A student with a perfect SAT score could find himself on the bubble if he hasn’t visited campus or shown other real interest.

Having a parent, grandparent, or sibling who attended Lehigh – known as a legacy – can help, but it’s no guarantee of admission.

The student’s high school can have a major influence on admission chances, depending on the rigor of the curriculum and whether a student took the intensive courses.

With so much competition, students must distinguish themselves, whether it’s in the essay, in the interview with a staffer, or through an entrepreneurial activity.

Sometimes pure geography plays a role.

Last spring a reporter from the Philadelphia Inquirer was allowed to sit in on discussions among the admission panel members of Lehigh University, which accepts less than 30% of its applicants.

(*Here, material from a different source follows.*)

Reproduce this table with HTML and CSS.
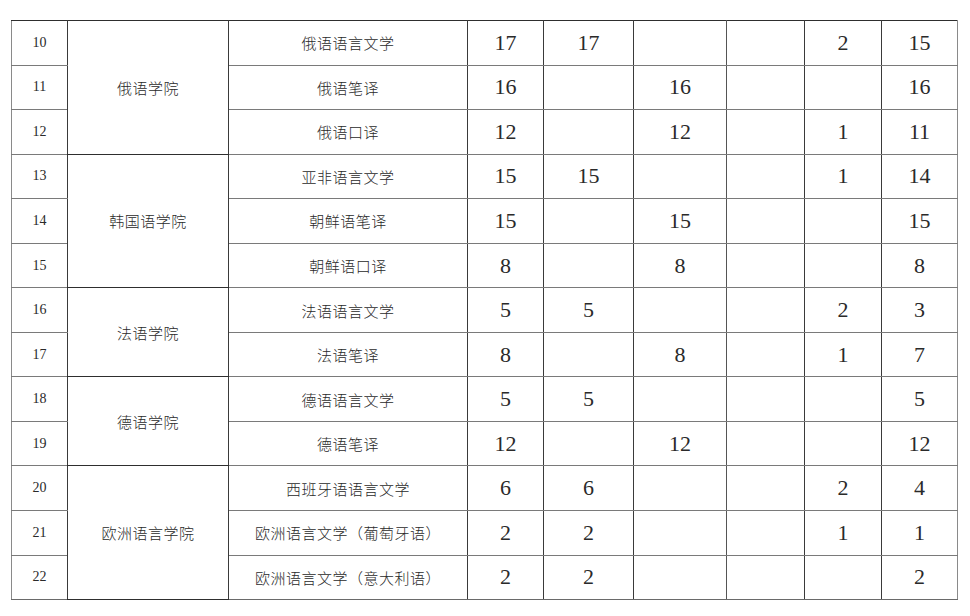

One applicant was a case of high grades but low SAT scores, with a story behind the numbers.

The applicant from Colorado scored a decent 640 on his math SAT, but 460 on reading. Collectively, he got an 1100, well below Lehigh’s profile. Typical scores for Lehigh range between the low 1300s to mid-1400s on reading and math. (Lehigh doesn’t consider the writing SAT.)

But there are exceptions on both ends.

“A kid who is doing everything he or she can in the high school, but just doesn’t test well, we’d take the kid,” Washington said….

Jessica DeSantis, associate director, advocated for the student with the 460.

“He does fine in his English courses and his writing is good,” she said.

The teen had a 3.95 GPA. He’s a legacy; his grandfather attended. And he started his own business. He purchases sweatshirts, cuts them up, and sews differently colored pieces together. He sells 10 to 20 of the sweatshirts per month, cutting and sewing on his own.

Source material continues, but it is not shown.